Appellate Court Reviews A WCAB Ruling Finding No Injury Was Not Substantial Evidence
- Posted By: Harvey Brown
- April 1, 2009
This is a very significant case for reestablishing existing workers’ compensation principles.
The applicant had an admitted injury to his left foot. There was conflicting evidence as to injury to his left great toe. The applicant continued working. He then sought medical treatment for swelling in the toe and it was determined that he had uncontrolled diabetes. The applicant developed infections which led to several surgical amputations.
The applicant contended the diabetes was “lit up” by the industrial injury and therefore compensable. Atrial was held on the issue. The Workers’ Compensation Judge (WCJ) determined the foot injury “lit up” the diabetic condition.
The employer filed a petition for reconsideration and the Workers’ Compensation Appeals Board (WCAB) reversed the WCJ finding the medical evidence compelled and found the
injury was preexisting and therefore not compensable.

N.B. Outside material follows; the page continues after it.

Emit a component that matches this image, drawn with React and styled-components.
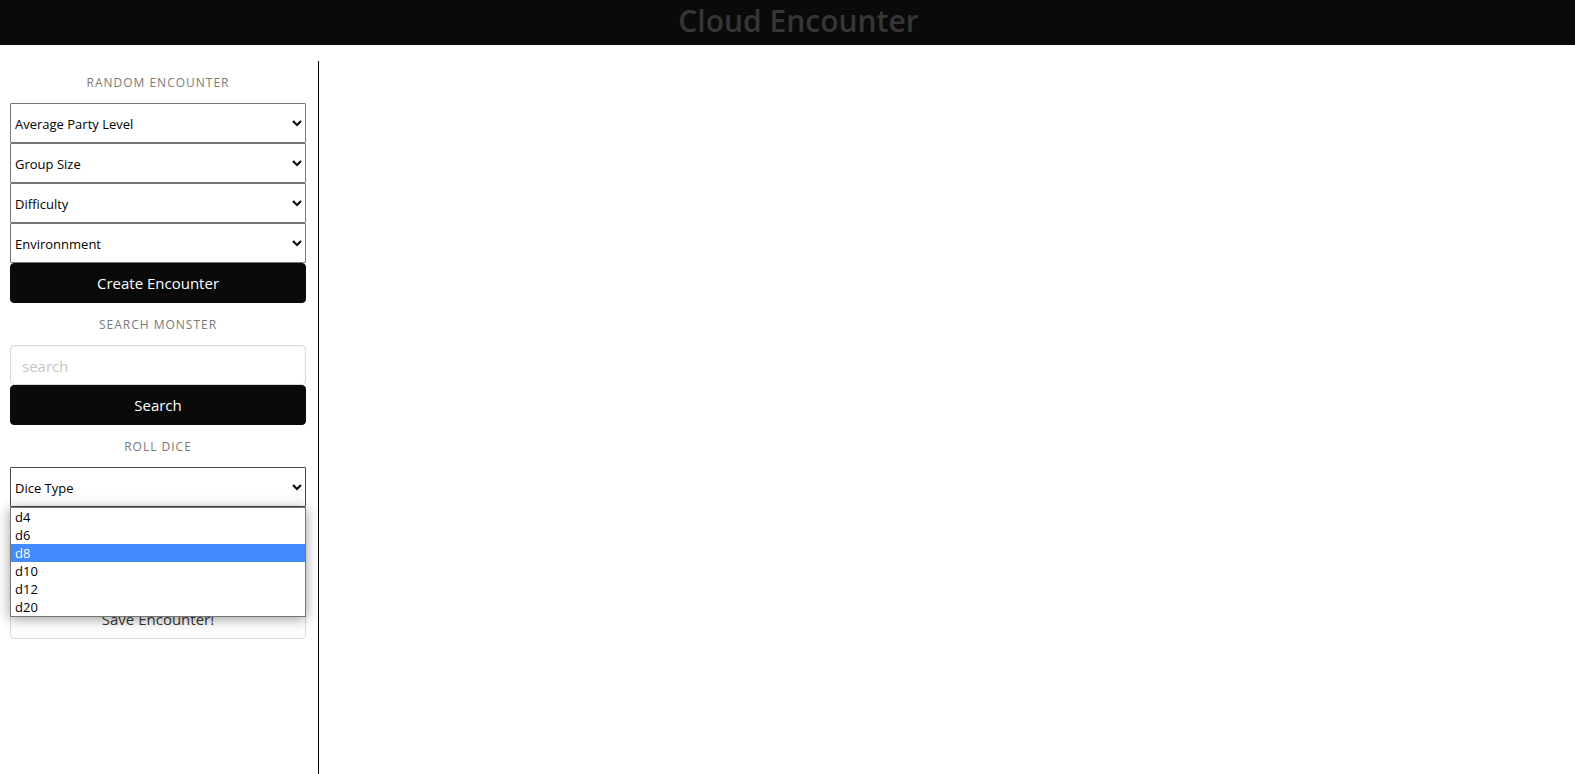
import React from "react";
import styled, { createGlobalStyle } from "styled-components";

const GlobalStyle = createGlobalStyle`
  *, *::before, *::after { box-sizing: border-box; }
  body {
    margin: 0;
    background: #fff;
    color: #363636;
    font-family: "Open Sans", "Noto Sans", sans-serif;
    font-size: 15px;
  }
`;

const Header = styled.header`
  display: flex;
  justify-content: center;
  height: 45px;
  padding-left: 22px;
  background: #0a0a0a;
`;

const Title = styled.h1`
  margin: 0;
  color: #363636;
  font-size: 30px;
  font-weight: 600;
  line-height: 42px;
`;

const Page = styled.div`
  display: flex;
  min-height: calc(100vh - 61px);
  margin-top: 16px;
`;

const Sidebar = styled.aside`
  width: calc(20% + 4px);
  padding: 0 12px 0 10px;
  border-right: 1px solid #000;
`;

const Content = styled.main`
  flex: 1;
`;

const Form = styled.form`
  display: flex;
  flex-direction: column;
  margin: 0;
`;

const SectionLabel = styled.h2`
  margin: 0;
  padding: 13px 0 11px;
  color: #7a7a7a;
  font-size: 12px;
  font-weight: 400;
  line-height: 18px;
  letter-spacing: 1px;
  text-align: center;
  text-transform: uppercase;
`;

const Select = styled.select`
  display: block;
  width: 100%;
  height: 40px;
  padding: 2px 0 0;
  border: 1px solid ${(p) => (p.$open ? "#4a4a4a" : "#767676")};
  border-radius: 1px;
  background-color: #fff;
  color: #000;
  font-family: inherit;
  font-size: 13px;
`;

const TextInput = styled.input`
  height: 40px;
  padding: 4px 11px 2px;
  border: 1px solid #dbdbdb;
  border-radius: 4px;
  box-shadow: inset 0 1px 2px rgba(10, 10, 10, 0.06);
  color: #363636;
  font-family: inherit;
  font-size: 15px;

  &::placeholder { color: #c6c6c6; opacity: 1; }
`;

const Button = styled.button`
  width: 100%;
  height: 40px;
  padding: 0;
  border: 1px solid ${(p) => (p.$dark ? "#0a0a0a" : "#dbdbdb")};
  border-radius: 4px;
  background: ${(p) => (p.$dark ? "#0a0a0a" : "#fff")};
  color: ${(p) => (p.$dark ? "#fff" : "#363636")};
  font-family: inherit;
  font-size: 15px;
`;

const DropdownField = styled.div`
  position: relative;
  margin-bottom: 92px;
`;

const OptionList = styled.ul`
  position: absolute;
  top: 100%;
  left: 0;
  right: 0;
  z-index: 1;
  margin: 0;
  padding: 0;
  border: 1px solid #767676;
  background: #fff;
  box-shadow: 0 2px 12px rgba(0, 0, 0, 0.4);
  list-style: none;
`;

const Option = styled.li`
  padding: 0 4px;
  background: ${(p) => (p.$active ? "#4489ff" : "transparent")};
  color: ${(p) => (p.$active ? "#fff" : "#000")};
  font-size: 13px;
  line-height: 18px;
`;

const encounterFields = [
  "Average Party Level",
  "Group Size",
  "Difficulty",
  "Environnment",
];
const dice = ["d4", "d6", "d8", "d10", "d12", "d20"];

const stop = (event) => event.preventDefault();

export default function App() {
  return (
    <>
      <GlobalStyle />
      <Header>
        <Title>Cloud Encounter</Title>
      </Header>
      <Page>
        <Sidebar>
          <Form onSubmit={stop}>
            <SectionLabel>Random Encounter</SectionLabel>
            {encounterFields.map((name) => (
              <Select key={name} aria-label={name}>
                <option>{name}</option>
              </Select>
            ))}
            <Button $dark>Create Encounter</Button>
          </Form>
          <Form onSubmit={stop}>
            <SectionLabel as="label" htmlFor="monster">
              Search Monster
            </SectionLabel>
            <TextInput id="monster" type="text" placeholder="search" />
            <Button $dark>Search</Button>
          </Form>
          <Form onSubmit={stop}>
            <SectionLabel as="label" htmlFor="dice">
              Roll Dice
            </SectionLabel>
            <DropdownField>
              <Select id="dice" $open>
                <option>Dice Type</option>
              </Select>
              <OptionList role="listbox" aria-label="Dice Type">
                {dice.map((die) => (
                  <Option
                    key={die}
                    role="option"
                    aria-selected={die === "d8"}
                    $active={die === "d8"}
                  >
                    {die}
                  </Option>
                ))}
              </OptionList>
            </DropdownField>
          </Form>
          <Button type="button">Save Encounter!</Button>
        </Sidebar>
        <Content />
      </Page>
    </>
  );
}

The appellate court reviewed the medicals and found they did not constitute substantial evidence. They indicated the standard is whether the medical evidence indicates within a reasonable medical probability the normal progression of the nonindustrial disease would have resulted in disability irrespective of the industrial injury
Case: GRIMALDO VS. WCAB This is a non published Appellate Court decision that restates previous law.